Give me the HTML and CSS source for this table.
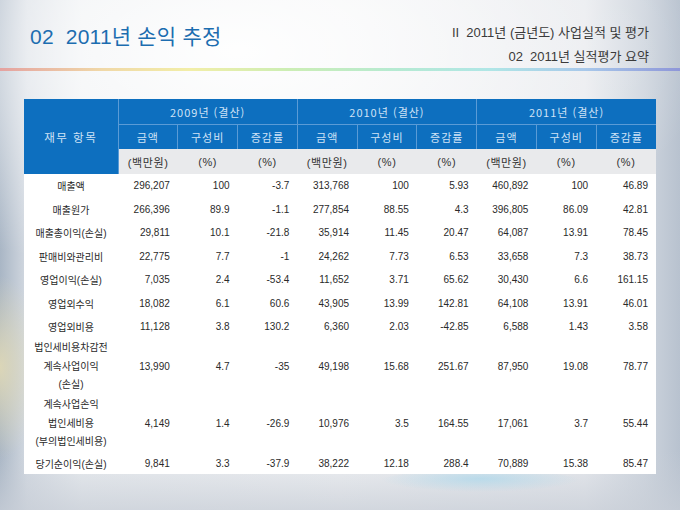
FILE: index.html
```html
<!DOCTYPE html>
<html lang="ko">
<head>
<meta charset="utf-8">
<link rel="stylesheet" href="styles.css">
</head>
<body>
<div class="slide">
  <div class="swoosh"></div>
  <header class="top">
    <h1 class="title">02&nbsp;&nbsp;2011년 손익 추정</h1>
    <div class="crumbs">
      <div class="crumb">II&nbsp;&nbsp;2011년 (금년도) 사업실적 및 평가</div>
      <div class="crumb">02&nbsp;&nbsp;2011년 실적평가 요약</div>
    </div>
  </header>
  <div class="rule"></div>
  <table class="fin">
    <colgroup>
      <col class="c-item">
      <col><col><col><col><col><col><col><col><col>
    </colgroup>
    <thead>
      <tr class="h1">
        <th rowspan="3" class="item-h">재무 항목</th>
        <th colspan="3">2009년 (결산)</th>
        <th colspan="3">2010년 (결산)</th>
        <th colspan="3">2011년 (결산)</th>
      </tr>
      <tr class="h2">
        <th>금액</th><th>구성비</th><th>증감률</th>
        <th>금액</th><th>구성비</th><th>증감률</th>
        <th>금액</th><th>구성비</th><th>증감률</th>
      </tr>
      <tr class="unit">
        <td>(백만원)</td><td>(%)</td><td>(%)</td>
        <td>(백만원)</td><td>(%)</td><td>(%)</td>
        <td>(백만원)</td><td>(%)</td><td>(%)</td>
      </tr>
    </thead>
    <tbody>
      <tr class="r"><td class="it">매출액</td><td>296,207</td><td>100</td><td>-3.7</td><td>313,768</td><td>100</td><td>5.93</td><td>460,892</td><td>100</td><td>46.89</td></tr>
      <tr class="r"><td class="it">매출원가</td><td>266,396</td><td>89.9</td><td>-1.1</td><td>277,854</td><td>88.55</td><td>4.3</td><td>396,805</td><td>86.09</td><td>42.81</td></tr>
      <tr class="r"><td class="it">매출총이익(손실)</td><td>29,811</td><td>10.1</td><td>-21.8</td><td>35,914</td><td>11.45</td><td>20.47</td><td>64,087</td><td>13.91</td><td>78.45</td></tr>
      <tr class="r"><td class="it">판매비와관리비</td><td>22,775</td><td>7.7</td><td>-1</td><td>24,262</td><td>7.73</td><td>6.53</td><td>33,658</td><td>7.3</td><td>38.73</td></tr>
      <tr class="r"><td class="it">영업이익(손실)</td><td>7,035</td><td>2.4</td><td>-53.4</td><td>11,652</td><td>3.71</td><td>65.62</td><td>30,430</td><td>6.6</td><td>161.15</td></tr>
      <tr class="r"><td class="it">영업외수익</td><td>18,082</td><td>6.1</td><td>60.6</td><td>43,905</td><td>13.99</td><td>142.81</td><td>64,108</td><td>13.91</td><td>46.01</td></tr>
      <tr class="r"><td class="it">영업외비용</td><td>11,128</td><td>3.8</td><td>130.2</td><td>6,360</td><td>2.03</td><td>-42.85</td><td>6,588</td><td>1.43</td><td>3.58</td></tr>
      <tr class="r3"><td class="it">법인세비용차감전<br>계속사업이익<br>(손실)</td><td>13,990</td><td>4.7</td><td>-35</td><td>49,198</td><td>15.68</td><td>251.67</td><td>87,950</td><td>19.08</td><td>78.77</td></tr>
      <tr class="r3"><td class="it">계속사업손익<br>법인세비용<br>(부의법인세비용)</td><td>4,149</td><td>1.4</td><td>-26.9</td><td>10,976</td><td>3.5</td><td>164.55</td><td>17,061</td><td>3.7</td><td>55.44</td></tr>
      <tr class="rl"><td class="it">당기순이익(손실)</td><td>9,841</td><td>3.3</td><td>-37.9</td><td>38,222</td><td>12.18</td><td>288.4</td><td>70,889</td><td>15.38</td><td>85.47</td></tr>
    </tbody>
  </table>
</div>
</body>
</html>
```

FILE: styles.css
```css
html, body {
  margin: 0;
  padding: 0;
}
body {
  width: 680px;
  height: 510px;
  overflow: hidden;
  font-family: "Liberation Sans", "Noto Sans CJK KR", sans-serif;
}
.slide {
  position: relative;
  width: 680px;
  height: 510px;
  overflow: hidden;
  background:
    radial-gradient(ellipse 70% 45% at 35% 10%, rgba(255,255,255,0.95), rgba(255,255,255,0) 100%),
    radial-gradient(ellipse 6% 18% at 0% 72%, rgba(232,222,180,0.8), rgba(232,222,180,0) 100%),
    linear-gradient(to right, #a9b6c5 0%, #d3d9e1 4%, #eaedf0 12%, #f1f2f4 50%, #e8eaee 86%, #cdd4dd 95%, #b8c2cf 100%),
    #eef0f3;
}
.slide::after {
  content: "";
  position: absolute;
  left: 0;
  right: 0;
  bottom: 0;
  height: 60px;
  background: linear-gradient(to bottom, rgba(210,215,222,0), rgba(200,206,215,0.75));
}
.swoosh {
  position: absolute;
  left: 380px;
  top: 470px;
  width: 200px;
  height: 22px;
  border-radius: 50%;
  background: radial-gradient(ellipse at 50% 40%, rgba(170,215,235,0.7), rgba(200,230,240,0) 70%);
  z-index: 1;
}
.top {
  position: relative;
  z-index: 2;
  display: flex;
  justify-content: space-between;
  align-items: flex-start;
  height: 68px;
  padding: 0 31px 0 30px;
}
.title {
  margin: 24px 0 0 0;
  font-size: 21px;
  font-weight: normal;
  color: #1c6db0;
  line-height: 26px;
  letter-spacing: 0.2px;
}
.crumbs {
  margin-top: 24px;
  text-align: right;
}
.crumb {
  font-size: 13px;
  line-height: 18px;
  height: 24px;
  color: #3a3a3a;
}
.rule {
  position: relative;
  z-index: 2;
  height: 3px;
  background: linear-gradient(to right, #e4a2a0 0%, #f0d8a8 15%, #f2eea8 28%, #cdeeb4 42%, #b6ead2 58%, #b0e6e6 72%, #a8c8ea 86%, #8e96d8 100%);
}
.fin {
  position: relative;
  z-index: 2;
  margin: 28px 0 0 24px;
  width: 632px;
  table-layout: fixed;
  border-collapse: collapse;
  font-size: 10px;
  color: #2a2a2a;
}
.c-item {
  width: 94px;
}
.fin th {
  background: #0d6fbf;
  color: #cfe2f6;
  font-weight: normal;
  font-size: 11px;
  font-family: "Noto Sans CJK KR", "Liberation Sans", sans-serif;
  letter-spacing: 1px;
  border: 1px solid #5a9bd6;
  padding: 0;
  text-align: center;
}
.fin .item-h {
  border-left: none;
  border-bottom: none;
  font-size: 11.5px;
  letter-spacing: 1.5px;
}
.fin tr.h1 th {
  border-top: none;
  height: 25px;
}
.fin tr.h1 th:last-child,
.fin tr.h2 th:last-child {
  border-right: none;
}
.fin tr.h2 th {
  border-bottom: none;
  height: 24px;
}
.fin .unit td {
  background: #e9eaec;
  height: 25px;
  text-align: center;
  font-size: 11px;
  color: #333;
  padding: 0;
  letter-spacing: 0.6px;
}
.fin tbody td {
  background: #ffffff;
  text-align: right;
  padding: 0 8px 0 0;
  white-space: nowrap;
}
.fin tbody td.it {
  text-align: center;
  padding: 0;
}
.fin tr.r td {
  height: 23.5px;
}
.fin tr.r3 td {
  height: 57px;
  line-height: 18.5px;
}
.fin tr.rl td {
  height: 21px;
}
```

○ ○ ○ ○ ○ ○ ○

Your task
Copy out all the data without changing anything, and drop the pictures.

Finished task
Give me the HTML and CSS source for this table.
FILE: index.html
```html
<!DOCTYPE html>
<html lang="ko">
<head>
<meta charset="utf-8">
<link rel="stylesheet" href="styles.css">
</head>
<body>
<div class="slide">
  <div class="swoosh"></div>
  <header class="top">
    <h1 class="title">02&nbsp;&nbsp;2011년 손익 추정</h1>
    <div class="crumbs">
      <div class="crumb">II&nbsp;&nbsp;2011년 (금년도) 사업실적 및 평가</div>
      <div class="crumb">02&nbsp;&nbsp;2011년 실적평가 요약</div>
    </div>
  </header>
  <div class="rule"></div>
  <table class="fin">
    <colgroup>
      <col class="c-item">
      <col><col><col><col><col><col><col><col><col>
    </colgroup>
    <thead>
      <tr class="h1">
        <th rowspan="3" class="item-h">재무 항목</th>
        <th colspan="3">2009년 (결산)</th>
        <th colspan="3">2010년 (결산)</th>
        <th colspan="3">2011년 (결산)</th>
      </tr>
      <tr class="h2">
        <th>금액</th><th>구성비</th><th>증감률</th>
        <th>금액</th><th>구성비</th><th>증감률</th>
        <th>금액</th><th>구성비</th><th>증감률</th>
      </tr>
      <tr class="unit">
        <td>(백만원)</td><td>(%)</td><td>(%)</td>
        <td>(백만원)</td><td>(%)</td><td>(%)</td>
        <td>(백만원)</td><td>(%)</td><td>(%)</td>
      </tr>
    </thead>
    <tbody>
      <tr class="r"><td class="it">매출액</td><td>296,207</td><td>100</td><td>-3.7</td><td>313,768</td><td>100</td><td>5.93</td><td>460,892</td><td>100</td><td>46.89</td></tr>
      <tr class="r"><td class="it">매출원가</td><td>266,396</td><td>89.9</td><td>-1.1</td><td>277,854</td><td>88.55</td><td>4.3</td><td>396,805</td><td>86.09</td><td>42.81</td></tr>
      <tr class="r"><td class="it">매출총이익(손실)</td><td>29,811</td><td>10.1</td><td>-21.8</td><td>35,914</td><td>11.45</td><td>20.47</td><td>64,087</td><td>13.91</td><td>78.45</td></tr>
      <tr class="r"><td class="it">판매비와관리비</td><td>22,775</td><td>7.7</td><td>-1</td><td>24,262</td><td>7.73</td><td>6.53</td><td>33,658</td><td>7.3</td><td>38.73</td></tr>
      <tr class="r"><td class="it">영업이익(손실)</td><td>7,035</td><td>2.4</td><td>-53.4</td><td>11,652</td><td>3.71</td><td>65.62</td><td>30,430</td><td>6.6</td><td>161.15</td></tr>
      <tr class="r"><td class="it">영업외수익</td><td>18,082</td><td>6.1</td><td>60.6</td><td>43,905</td><td>13.99</td><td>142.81</td><td>64,108</td><td>13.91</td><td>46.01</td></tr>
      <tr class="r"><td class="it">영업외비용</td><td>11,128</td><td>3.8</td><td>130.2</td><td>6,360</td><td>2.03</td><td>-42.85</td><td>6,588</td><td>1.43</td><td>3.58</td></tr>
      <tr class="r3"><td class="it">법인세비용차감전<br>계속사업이익<br>(손실)</td><td>13,990</td><td>4.7</td><td>-35</td><td>49,198</td><td>15.68</td><td>251.67</td><td>87,950</td><td>19.08</td><td>78.77</td></tr>
      <tr class="r3"><td class="it">계속사업손익<br>법인세비용<br>(부의법인세비용)</td><td>4,149</td><td>1.4</td><td>-26.9</td><td>10,976</td><td>3.5</td><td>164.55</td><td>17,061</td><td>3.7</td><td>55.44</td></tr>
      <tr class="rl"><td class="it">당기순이익(손실)</td><td>9,841</td><td>3.3</td><td>-37.9</td><td>38,222</td><td>12.18</td><td>288.4</td><td>70,889</td><td>15.38</td><td>85.47</td></tr>
    </tbody>
  </table>
</div>
</body>
</html>
```

FILE: styles.css
```css
html, body {
  margin: 0;
  padding: 0;
}
body {
  width: 680px;
  height: 510px;
  overflow: hidden;
  font-family: "Liberation Sans", "Noto Sans CJK KR", sans-serif;
}
.slide {
  position: relative;
  width: 680px;
  height: 510px;
  overflow: hidden;
  background:
    radial-gradient(ellipse 70% 45% at 35% 10%, rgba(255,255,255,0.95), rgba(255,255,255,0) 100%),
    radial-gradient(ellipse 6% 18% at 0% 72%, rgba(232,222,180,0.8), rgba(232,222,180,0) 100%),
    linear-gradient(to right, #a9b6c5 0%, #d3d9e1 4%, #eaedf0 12%, #f1f2f4 50%, #e8eaee 86%, #cdd4dd 95%, #b8c2cf 100%),
    #eef0f3;
}
.slide::after {
  content: "";
  position: absolute;
  left: 0;
  right: 0;
  bottom: 0;
  height: 60px;
  background: linear-gradient(to bottom, rgba(210,215,222,0), rgba(200,206,215,0.75));
}
.swoosh {
  position: absolute;
  left: 380px;
  top: 470px;
  width: 200px;
  height: 22px;
  border-radius: 50%;
  background: radial-gradient(ellipse at 50% 40%, rgba(170,215,235,0.7), rgba(200,230,240,0) 70%);
  z-index: 1;
}
.top {
  position: relative;
  z-index: 2;
  display: flex;
  justify-content: space-between;
  align-items: flex-start;
  height: 68px;
  padding: 0 31px 0 30px;
}
.title {
  margin: 24px 0 0 0;
  font-size: 21px;
  font-weight: normal;
  color: #1c6db0;
  line-height: 26px;
  letter-spacing: 0.2px;
}
.crumbs {
  margin-top: 24px;
  text-align: right;
}
.crumb {
  font-size: 13px;
  line-height: 18px;
  height: 24px;
  color: #3a3a3a;
}
.rule {
  position: relative;
  z-index: 2;
  height: 3px;
  background: linear-gradient(to right, #e4a2a0 0%, #f0d8a8 15%, #f2eea8 28%, #cdeeb4 42%, #b6ead2 58%, #b0e6e6 72%, #a8c8ea 86%, #8e96d8 100%);
}
.fin {
  position: relative;
  z-index: 2;
  margin: 28px 0 0 24px;
  width: 632px;
  table-layout: fixed;
  border-collapse: collapse;
  font-size: 10px;
  color: #2a2a2a;
}
.c-item {
  width: 94px;
}
.fin th {
  background: #0d6fbf;
  color: #cfe2f6;
  font-weight: normal;
  font-size: 11px;
  font-family: "Noto Sans CJK KR", "Liberation Sans", sans-serif;
  letter-spacing: 1px;
  border: 1px solid #5a9bd6;
  padding: 0;
  text-align: center;
}
.fin .item-h {
  border-left: none;
  border-bottom: none;
  font-size: 11.5px;
  letter-spacing: 1.5px;
}
.fin tr.h1 th {
  border-top: none;
  height: 25px;
}
.fin tr.h1 th:last-child,
.fin tr.h2 th:last-child {
  border-right: none;
}
.fin tr.h2 th {
  border-bottom: none;
  height: 24px;
}
.fin .unit td {
  background: #e9eaec;
  height: 25px;
  text-align: center;
  font-size: 11px;
  color: #333;
  padding: 0;
  letter-spacing: 0.6px;
}
.fin tbody td {
  background: #ffffff;
  text-align: right;
  padding: 0 8px 0 0;
  white-space: nowrap;
}
.fin tbody td.it {
  text-align: center;
  padding: 0;
}
.fin tr.r td {
  height: 23.5px;
}
.fin tr.r3 td {
  height: 57px;
  line-height: 18.5px;
}
.fin tr.rl td {
  height: 21px;
}
```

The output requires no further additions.